The UN's atomic watchdog sent an 18-member team of its own experts and specialists from 12 countries, including the United States, China, Russia and the Republic of Korea, on a fact-finding mission to Japan.
"The tsunami hazard for several sites was underestimated," said the IAEA team in the preliminary report it handed to Japan's government, ahead of a full report to be presented in Vienna later this month.
"Nuclear designers and operators should appropriately evaluate and protect against the risks of all natural hazards, and should periodically update those assessments and assessment methodologies," it said.
The 14-meter wave that slammed into the plant knocked out reactor cooling systems and backup power generators, causing partial reactor meltdowns and forcing emergency crews to douse reactors with water since then.
The embattled operator Tokyo Electric Power Company has said it hopes to bring the plant to a stable state of "cold shutdown", with low pressure and temperatures, some time between October and January.

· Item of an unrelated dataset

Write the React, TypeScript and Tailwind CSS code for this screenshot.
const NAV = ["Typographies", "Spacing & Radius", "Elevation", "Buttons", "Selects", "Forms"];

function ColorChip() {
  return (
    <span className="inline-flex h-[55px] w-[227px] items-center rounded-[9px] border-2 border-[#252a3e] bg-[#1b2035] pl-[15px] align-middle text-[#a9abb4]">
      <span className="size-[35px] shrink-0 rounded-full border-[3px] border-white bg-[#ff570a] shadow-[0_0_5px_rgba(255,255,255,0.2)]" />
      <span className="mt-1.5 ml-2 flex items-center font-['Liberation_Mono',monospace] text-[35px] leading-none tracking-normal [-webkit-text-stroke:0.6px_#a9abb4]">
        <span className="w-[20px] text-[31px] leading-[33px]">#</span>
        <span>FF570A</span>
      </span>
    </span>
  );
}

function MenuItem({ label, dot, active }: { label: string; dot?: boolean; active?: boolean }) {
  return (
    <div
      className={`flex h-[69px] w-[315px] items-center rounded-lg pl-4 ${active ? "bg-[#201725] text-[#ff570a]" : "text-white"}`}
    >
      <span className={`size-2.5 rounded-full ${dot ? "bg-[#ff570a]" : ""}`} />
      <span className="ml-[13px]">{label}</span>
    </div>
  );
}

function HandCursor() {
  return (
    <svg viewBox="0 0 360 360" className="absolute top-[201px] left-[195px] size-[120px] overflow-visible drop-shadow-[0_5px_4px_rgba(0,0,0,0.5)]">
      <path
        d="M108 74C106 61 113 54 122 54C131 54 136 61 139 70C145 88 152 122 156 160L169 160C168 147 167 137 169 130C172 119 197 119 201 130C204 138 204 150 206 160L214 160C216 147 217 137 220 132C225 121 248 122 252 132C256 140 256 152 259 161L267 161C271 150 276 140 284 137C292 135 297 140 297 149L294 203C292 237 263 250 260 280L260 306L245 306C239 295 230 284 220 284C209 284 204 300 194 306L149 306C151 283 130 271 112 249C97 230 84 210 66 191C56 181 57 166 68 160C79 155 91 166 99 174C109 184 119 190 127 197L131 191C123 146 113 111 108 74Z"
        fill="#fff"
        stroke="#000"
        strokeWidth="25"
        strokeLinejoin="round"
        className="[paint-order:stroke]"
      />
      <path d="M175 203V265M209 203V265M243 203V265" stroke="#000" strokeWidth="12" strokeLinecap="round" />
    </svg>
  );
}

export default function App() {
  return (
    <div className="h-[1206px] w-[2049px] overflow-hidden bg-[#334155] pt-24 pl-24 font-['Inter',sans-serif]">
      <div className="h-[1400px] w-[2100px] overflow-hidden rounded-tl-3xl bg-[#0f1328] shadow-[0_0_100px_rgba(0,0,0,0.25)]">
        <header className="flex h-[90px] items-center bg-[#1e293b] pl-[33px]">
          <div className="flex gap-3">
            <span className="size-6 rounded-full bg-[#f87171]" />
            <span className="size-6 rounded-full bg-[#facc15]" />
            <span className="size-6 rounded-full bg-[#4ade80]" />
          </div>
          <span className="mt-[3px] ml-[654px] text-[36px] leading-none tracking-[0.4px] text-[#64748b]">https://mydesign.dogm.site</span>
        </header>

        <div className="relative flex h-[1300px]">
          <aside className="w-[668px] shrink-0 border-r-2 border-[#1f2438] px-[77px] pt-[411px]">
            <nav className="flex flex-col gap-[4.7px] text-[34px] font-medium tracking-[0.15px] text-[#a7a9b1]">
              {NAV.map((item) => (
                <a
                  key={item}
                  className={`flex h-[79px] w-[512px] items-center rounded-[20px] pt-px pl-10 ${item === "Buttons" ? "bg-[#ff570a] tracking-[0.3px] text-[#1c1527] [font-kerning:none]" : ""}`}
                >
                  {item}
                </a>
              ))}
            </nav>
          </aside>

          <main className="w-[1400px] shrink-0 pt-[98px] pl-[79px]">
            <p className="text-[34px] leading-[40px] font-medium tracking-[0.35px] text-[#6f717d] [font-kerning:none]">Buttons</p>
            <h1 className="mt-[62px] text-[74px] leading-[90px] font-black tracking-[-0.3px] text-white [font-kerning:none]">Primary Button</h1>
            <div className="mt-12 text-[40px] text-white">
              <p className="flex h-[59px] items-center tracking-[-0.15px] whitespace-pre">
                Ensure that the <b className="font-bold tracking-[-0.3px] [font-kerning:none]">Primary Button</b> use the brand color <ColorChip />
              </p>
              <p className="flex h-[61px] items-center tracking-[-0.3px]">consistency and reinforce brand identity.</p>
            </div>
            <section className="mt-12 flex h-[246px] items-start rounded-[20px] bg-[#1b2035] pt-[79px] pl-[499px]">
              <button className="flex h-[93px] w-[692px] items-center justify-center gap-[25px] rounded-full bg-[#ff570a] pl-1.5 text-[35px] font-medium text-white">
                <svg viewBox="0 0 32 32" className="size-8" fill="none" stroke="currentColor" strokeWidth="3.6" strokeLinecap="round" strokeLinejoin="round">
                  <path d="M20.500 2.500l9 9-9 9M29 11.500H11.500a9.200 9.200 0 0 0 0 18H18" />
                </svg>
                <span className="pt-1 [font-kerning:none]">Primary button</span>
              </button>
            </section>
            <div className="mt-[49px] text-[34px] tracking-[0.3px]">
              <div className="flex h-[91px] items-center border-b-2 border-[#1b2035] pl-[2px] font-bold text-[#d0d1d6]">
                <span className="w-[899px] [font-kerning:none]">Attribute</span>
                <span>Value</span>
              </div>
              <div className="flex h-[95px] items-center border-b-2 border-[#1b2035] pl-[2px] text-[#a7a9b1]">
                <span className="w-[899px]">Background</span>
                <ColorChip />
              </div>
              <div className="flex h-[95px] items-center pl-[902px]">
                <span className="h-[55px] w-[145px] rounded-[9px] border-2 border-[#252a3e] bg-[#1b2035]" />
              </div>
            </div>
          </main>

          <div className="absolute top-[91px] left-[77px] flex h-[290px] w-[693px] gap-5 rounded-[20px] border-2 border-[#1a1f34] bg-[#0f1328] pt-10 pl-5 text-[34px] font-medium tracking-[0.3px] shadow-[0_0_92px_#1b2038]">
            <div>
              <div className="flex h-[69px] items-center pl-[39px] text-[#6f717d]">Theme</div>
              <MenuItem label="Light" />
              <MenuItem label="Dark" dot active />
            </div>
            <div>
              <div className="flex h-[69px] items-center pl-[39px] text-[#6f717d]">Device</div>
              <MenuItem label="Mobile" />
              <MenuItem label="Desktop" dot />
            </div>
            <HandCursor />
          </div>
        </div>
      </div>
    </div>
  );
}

The IAEA report on lessons learned from the disaster said that nuclear plants should be designed to withstand "extreme external events, particularly those with common mode implications such as extreme floods".
"Severe long-term combinations of external events should be adequately covered in design, operations, resourcing and emergency arrangements," it said.
The IAEA report summary also said that at nuclear plants "simple effective robust equipment should be available to restore essential safety functions in a timely way for severe accident conditions".
Its full version will be presented at a ministerial meeting on nuclear safety at IAEA headquarters in Vienna from June 20 to 24.
The team, which visited three nuclear plants, said Japan's government, plant operators and agencies had been "extremely open in sharing information" and "impressive and extremely well organized" in protecting the public.
"The response on the site by dedicated, determined and expert staff, under extremely arduous conditions has been exemplary and resulted in the best approach to securing safety given the exceptional circumstances," it said.
Such praise may become a temporary comfort for the tight nerve of Japan's Prime Minister Naoto Kan, who faces a no-confidence vote from the two opposition parties.
According to NHK, Liberal Democratic Party President Sadakazu Tanigaki and New Komeito leader Natsuo Yamaguchi held a meeting and made the final decision to submit the no-confidence motion by Wednesday evening.
Kan has been criticized over his disaster management and reconstruction effort, but he is refusing to resign and said on the same day that his responsibility is to stay on and help with the nuclear crisis and recovery in disaster-hit areas.
He is expected to survive the motion as groups of legislators close to Kan and former Democratic Socialists say they will oppose the no-confidence motion, emphasizing the need to hurry the reconstruction process.
But dozens of ruling party lawmakers may support it to pressure him to step down, a move that could split Kan's party and add difficulty to his pursue of the second supplementary budget for the current fiscal year.